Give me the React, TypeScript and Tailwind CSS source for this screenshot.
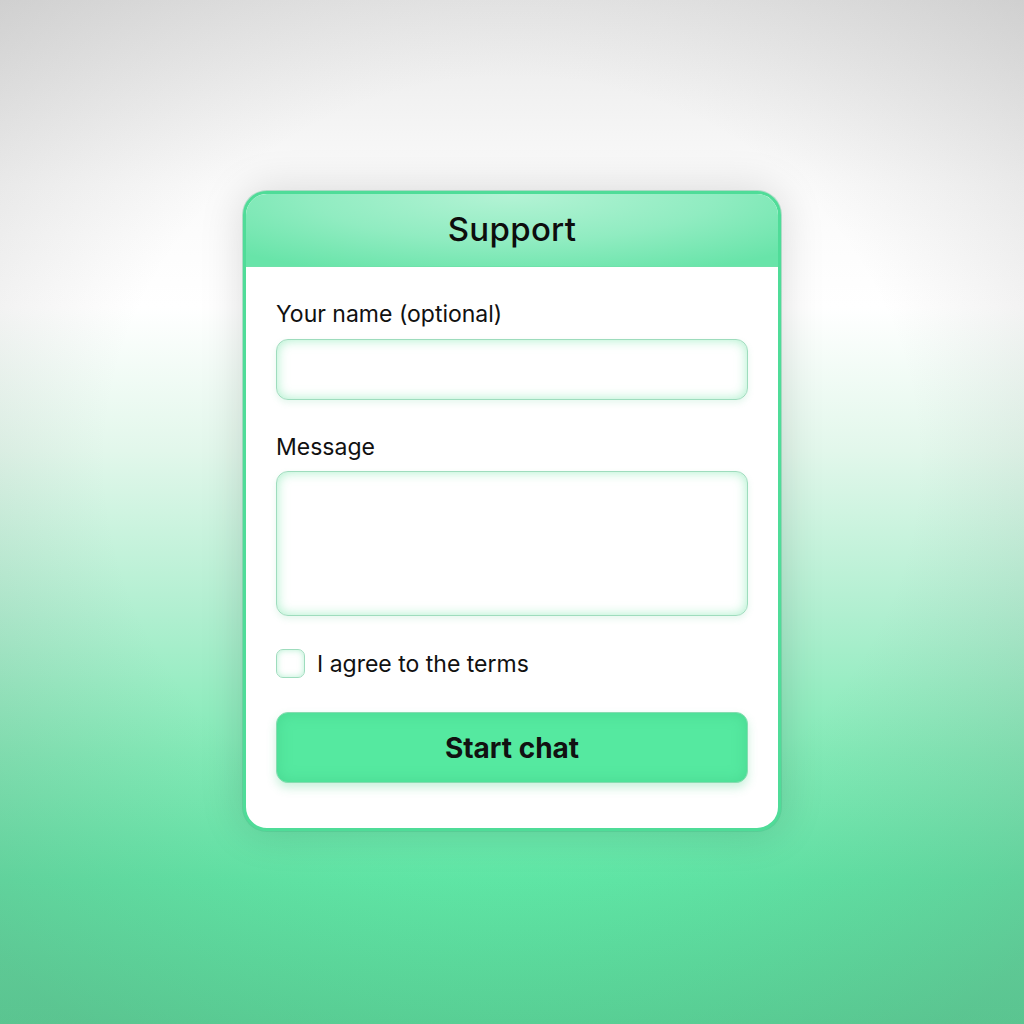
import React, { useState } from 'react';

export default function App() {
  const [name, setName] = useState('');
  const [message, setMessage] = useState('');
  const [agreed, setAgreed] = useState(false);

  return (
    <div
      className="relative w-full h-[1024px] overflow-hidden flex justify-center bg-[linear-gradient(180deg,#e8e8e8_0%,#fafafa_18%,#ffffff_30%,#e2f7eb_44%,#b0efd0_60%,#84ebb8_73%,#5ee8a6_86%,#55dd9a_100%)]"
      style={{ fontFamily: 'Inter, "Noto Sans", sans-serif' }}
    >
      {/* vignette */}
      <div className="absolute inset-0 pointer-events-none bg-[radial-gradient(ellipse_72%_68%_at_50%_45%,rgba(255,255,255,0)_55%,rgba(110,110,110,0.22)_100%)]" />

      <div className="relative mt-[191px] w-[538px] h-[640px] rounded-[24px] border-[3px] border-[#4fdc98] bg-white overflow-hidden shadow-[0_0_44px_rgba(0,0,0,0.15),0_0_0_1px_rgba(70,200,140,0.35)] flex flex-col">
        {/* header */}
        <div className="h-[73px] shrink-0 flex items-center justify-center border-b border-[#6fe2aa] bg-[radial-gradient(ellipse_70%_120%_at_50%_0%,#b4f3d5_0%,#90ecc1_55%,#68e4a9_100%)]">
          <h1 className="text-[33px] font-medium text-[#0d0d0d] tracking-[0.3px]">Support</h1>
        </div>

        {/* body */}
        <div className="flex flex-col px-[30px] pt-[33px]">
          <label className="text-[23px] text-[#111] leading-[28px]">Your name (optional)</label>
          <input
            value={name}
            onChange={(e) => setName(e.target.value)}
            className="mt-[11px] h-[61px] w-full rounded-[12px] border-[1.5px] border-[#9edcbd] bg-white outline-none px-4 shadow-[inset_0_0_12px_rgba(110,228,165,0.6),0_3px_6px_rgba(90,200,140,0.15)]"
          />

          <label className="mt-[33px] text-[23px] text-[#111] leading-[28px]">Message</label>
          <textarea
            value={message}
            onChange={(e) => setMessage(e.target.value)}
            className="mt-[10px] h-[145px] w-full resize-none rounded-[12px] border-[1.5px] border-[#9edcbd] bg-white outline-none p-4 shadow-[inset_0_0_12px_rgba(110,228,165,0.6),0_3px_6px_rgba(90,200,140,0.15)]"
          />

          <label className="mt-[33px] flex items-center gap-[12px] cursor-pointer">
            <span
              onClick={() => setAgreed(!agreed)}
              className={`w-[29px] h-[29px] rounded-[7px] border-[1.5px] border-[#9edcbd] shadow-[inset_0_0_6px_rgba(110,228,165,0.5)] ${
                agreed ? 'bg-[#55e9a0]' : 'bg-white'
              }`}
            />
            <span className="text-[23px] text-[#111] leading-[28px]">I agree to the terms</span>
          </label>

          <button className="mt-[34px] h-[71px] w-full rounded-[12px] border-[1.5px] border-[#86dcb0] bg-[#55e9a0] text-[28px] font-bold text-[#111] shadow-[inset_0_0_14px_rgba(60,200,130,0.5),0_5px_10px_rgba(80,210,140,0.3)]">
            Start chat
          </button>
        </div>
      </div>
    </div>
  );
}
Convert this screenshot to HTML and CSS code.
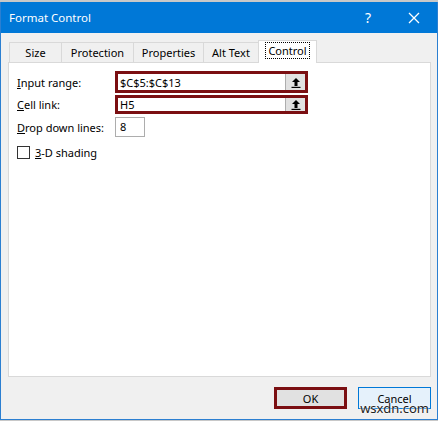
FILE: index.html
```html
<!DOCTYPE html>
<html lang="en">
<head>
    <meta charset="UTF-8">
    <meta name="viewport" content="width=device-width, initial-scale=1.0">
    <title>Format Control</title>
    <link rel="stylesheet" href="styles.css">
</head>
<body>
    <div class="dialog">
        <div class="titlebar">
            <span class="title">Format Control</span>
            <span class="help">?</span>
            <span class="close">
                <svg width="12" height="12" viewBox="0 0 12 12"><path d="M1 1 L11 11 M11 1 L1 11" stroke="#fff" stroke-width="1.3"/></svg>
            </span>
        </div>

        <div class="body">
            <div class="tabs">
                <div class="tab">Size</div>
                <div class="tab">Protection</div>
                <div class="tab">Properties</div>
                <div class="tab">Alt Text</div>
                <div class="tab active"><span class="focus">Control</span></div>
            </div>

            <div class="panel">
                <div class="row">
                    <label class="lbl"><u>I</u>nput range:</label>
                    <div class="ref marked">
                        <span class="val">$C$5:$C$13</span>
                        <span class="pick"><svg width="10" height="11" viewBox="0 0 10 11"><path d="M5 1 L9 5 H6.5 V9 H3.5 V5 H1 Z" fill="#000"/><rect x="0.5" y="9.8" width="9" height="1.2" fill="#000"/></svg></span>
                    </div>
                </div>
                <div class="row">
                    <label class="lbl"><u>C</u>ell link:</label>
                    <div class="ref marked">
                        <span class="val">H5</span>
                        <span class="pick"><svg width="10" height="11" viewBox="0 0 10 11"><path d="M5 1 L9 5 H6.5 V9 H3.5 V5 H1 Z" fill="#000"/><rect x="0.5" y="9.8" width="9" height="1.2" fill="#000"/></svg></span>
                    </div>
                </div>
                <div class="row">
                    <label class="lbl"><u>D</u>rop down lines:</label>
                    <div class="num">8</div>
                </div>
                <div class="check-row">
                    <span class="box"></span>
                    <span><u>3</u>-D shading</span>
                </div>
            </div>

            <div class="buttons">
                <button class="btn ok">OK</button>
                <button class="btn cancel">Cancel</button>
            </div>
            <div class="mark">wsxdn.com</div>
        </div>
    </div>
</body>
</html>
```

FILE: styles.css
```css
html, body {
    margin: 0;
    padding: 0;
    background: #c8c8c8;
}

body {
    font-family: "Noto Sans", "Open Sans", sans-serif;
    font-size: 11px;
    color: #000;
    padding-top: 2px;
}

.dialog {
    width: 436px;
    height: 417px;
    border: 1px solid #2b7fd1;
    border-top: none;
    background: #f0f0f0;
    display: flex;
    flex-direction: column;
}

.titlebar {
    height: 31px;
    background: #0078d7;
    color: #fff;
    display: flex;
    align-items: center;
    padding-left: 8px;
    font-size: 11.5px;
}

.title {
    flex: 1;
}

.help {
    width: 46px;
    text-align: center;
    font-size: 14px;
}

.close {
    width: 46px;
    display: flex;
    justify-content: center;
}

.body {
    flex: 1;
    padding: 7px 6px 0 7px;
    position: relative;
}

/* tab strip */
.tabs {
    display: flex;
    align-items: flex-end;
    height: 22px;
    padding-left: 1px;
}

.tab {
    height: 20px;
    line-height: 20px;
    border: 1px solid #d9d9d9;
    border-bottom: none;
    border-right: none;
    background: #f0f0f0;
    text-align: center;
    box-sizing: border-box;
}

.tab:nth-child(1) { width: 52px; }
.tab:nth-child(2) { width: 72px; }
.tab:nth-child(3) { width: 70px; }
.tab:nth-child(4) { width: 55px; }

.tab.active {
    width: 59px;
    height: 23px;
    background: #fff;
    border-right: 1px solid #d9d9d9;
    margin-bottom: -1px;
    position: relative;
    z-index: 1;
    line-height: 19px;
}

.focus {
    border: 1px dotted #000;
    padding: 0 2px;
}

.panel {
    height: 315px;
    border: 1px solid #d9d9d9;
    background: #fff;
    padding: 7px 8px;
    box-sizing: border-box;
}

.row {
    display: flex;
    align-items: center;
    height: 24px;
    margin-bottom: 1px;
}

.row:nth-child(2) {
    height: 19px;
    margin-bottom: 3px;
}

.row:nth-child(3) {
    height: 20px;
}

.lbl {
    width: 98px;
}

.ref {
    width: 193px;
    height: 18px;
    display: flex;
    align-items: center;
    box-sizing: border-box;
    border: 1px solid #7a7a7a;
}

.ref.marked {
    border: 3px solid #7b0f12;
    height: 22px;
}

.row:nth-child(2) .ref.marked {
    height: 19px;
}

.val {
    flex: 1;
    padding-left: 2px;
}

.pick {
    width: 19px;
    height: 100%;
    background: #e1e1e1;
    border-left: 1px solid #adadad;
    display: flex;
    align-items: center;
    justify-content: center;
}

.num {
    width: 30px;
    height: 20px;
    border: 1px solid #adadad;
    box-sizing: border-box;
    padding-left: 4px;
    line-height: 18px;
}

.check-row {
    display: flex;
    align-items: center;
    gap: 5px;
    margin-top: 8px;
}

.box {
    width: 13px;
    height: 13px;
    border: 1px solid #333;
    box-sizing: border-box;
    background: #fff;
}

.buttons {
    display: flex;
    justify-content: flex-end;
    gap: 11px;
    padding-top: 10px;
}

.btn {
    width: 73px;
    height: 22px;
    font-family: inherit;
    font-size: 11px;
    box-sizing: border-box;
    padding: 0;
}

.ok {
    background: #e1e1e1;
    border: 3px solid #7b0f12;
}

.cancel {
    background: #e5f1fb;
    border: 1px solid #0078d7;
}

.mark {
    position: absolute;
    right: 8px;
    bottom: 2px;
    font-size: 13px;
    color: #222;
    text-shadow: 0 0 2px #fff, 0 0 2px #fff;
}
```
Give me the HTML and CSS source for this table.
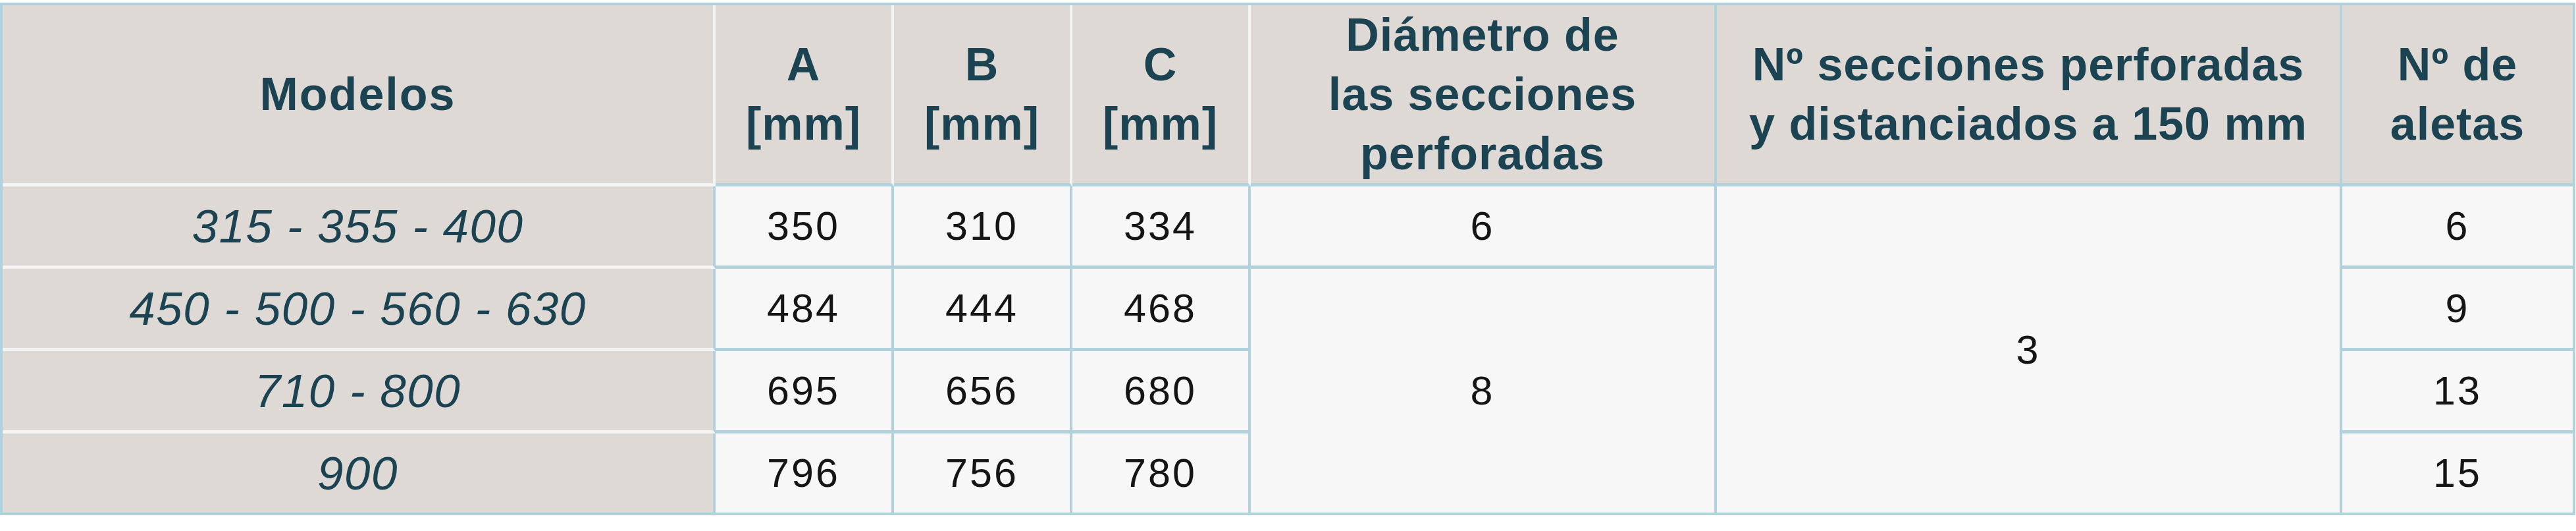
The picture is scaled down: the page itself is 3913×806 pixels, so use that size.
FILE: index.html
```html
<!DOCTYPE html>
<html lang="es">
<head>
  <meta charset="UTF-8" />
  <meta name="viewport" content="width=device-width, initial-scale=1.0"/>
  <title>Modelos - dimensiones</title>
  <link rel="stylesheet" href="styles.css">
</head>
<body>
  <table class="spec-table">
    <colgroup>
      <col class="col-model">
      <col class="col-dim">
      <col class="col-dim">
      <col class="col-dim">
      <col class="col-diam">
      <col class="col-sec">
      <col class="col-fins">
    </colgroup>
    <thead>
      <tr class="head-row">
        <th class="model-head">Modelos</th>
        <th>A<br>[mm]</th>
        <th>B<br>[mm]</th>
        <th>C<br>[mm]</th>
        <th class="blue-right">Diámetro de<br>las secciones<br>perforadas</th>
        <th class="blue-right">Nº secciones perforadas<br>y distanciados a 150 mm</th>
        <th class="last">Nº de<br>aletas</th>
      </tr>
    </thead>
    <tbody>
      <tr class="body-row">
        <td class="model">315 - 355 - 400</td>
        <td>350</td>
        <td>310</td>
        <td>334</td>
        <td>6</td>
        <td rowspan="4" class="no-bottom">3</td>
        <td class="last">6</td>
      </tr>
      <tr class="body-row">
        <td class="model">450 - 500 - 560 - 630</td>
        <td>484</td>
        <td>444</td>
        <td>468</td>
        <td rowspan="3" class="no-bottom">8</td>
        <td class="last">9</td>
      </tr>
      <tr class="body-row">
        <td class="model">710 - 800</td>
        <td>695</td>
        <td>656</td>
        <td>680</td>
        <td class="last">13</td>
      </tr>
      <tr class="body-row end-row">
        <td class="model">900</td>
        <td>796</td>
        <td>756</td>
        <td>780</td>
        <td class="last">15</td>
      </tr>
    </tbody>
  </table>
</body>
</html>
```
FILE: styles.css
```css
body {
  margin: 4px 0 0 0;
  background-color: #ffffff;
  font-family: 'Liberation Sans', Arial, sans-serif;
}

.spec-table {
  width: 3912px;
  table-layout: fixed;
  border-collapse: separate;
  border-spacing: 0;
  border: 4px solid #b1d1dd;
}

.col-model { width: 1083px; }
.col-dim { width: 271px; }
.col-diam { width: 708px; }
.col-sec { width: 950px; }
.col-fins { width: 350px; }

th, td {
  padding: 0;
  text-align: center;
  vertical-align: middle;
  border-right: 4px solid #b1d1dd;
  border-bottom: 5px solid #b1d1dd;
}

/* cabecera */
th {
  height: 270px;
  background-color: #ded9d5;
  color: #1b4352;
  font-size: 70px;
  font-weight: bold;
  line-height: 90px;
  letter-spacing: 1px;
  border-right-color: #f3f5f5;
}

th.model-head {
  letter-spacing: 2px;
  border-bottom-color: #f3f5f5;
}

th.blue-right {
  border-right-color: #b1d1dd;
}

/* filas */
td {
  height: 120px;
  background-color: #f7f7f7;
  color: #151515;
  font-size: 61px;
  letter-spacing: 3px;
}

td.model {
  background-color: #ded9d5;
  color: #1b4352;
  font-size: 71px;
  font-style: italic;
  letter-spacing: 1.5px;
  border-bottom-color: #f3f5f5;
}

.last {
  border-right: none;
}

.end-row td,
td.no-bottom {
  border-bottom: none;
}
```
______
Report every line in the data above in which the word "React" appears.

Give me the React, TypeScript and Tailwind CSS source for this screenshot.
import React, { useState } from 'react';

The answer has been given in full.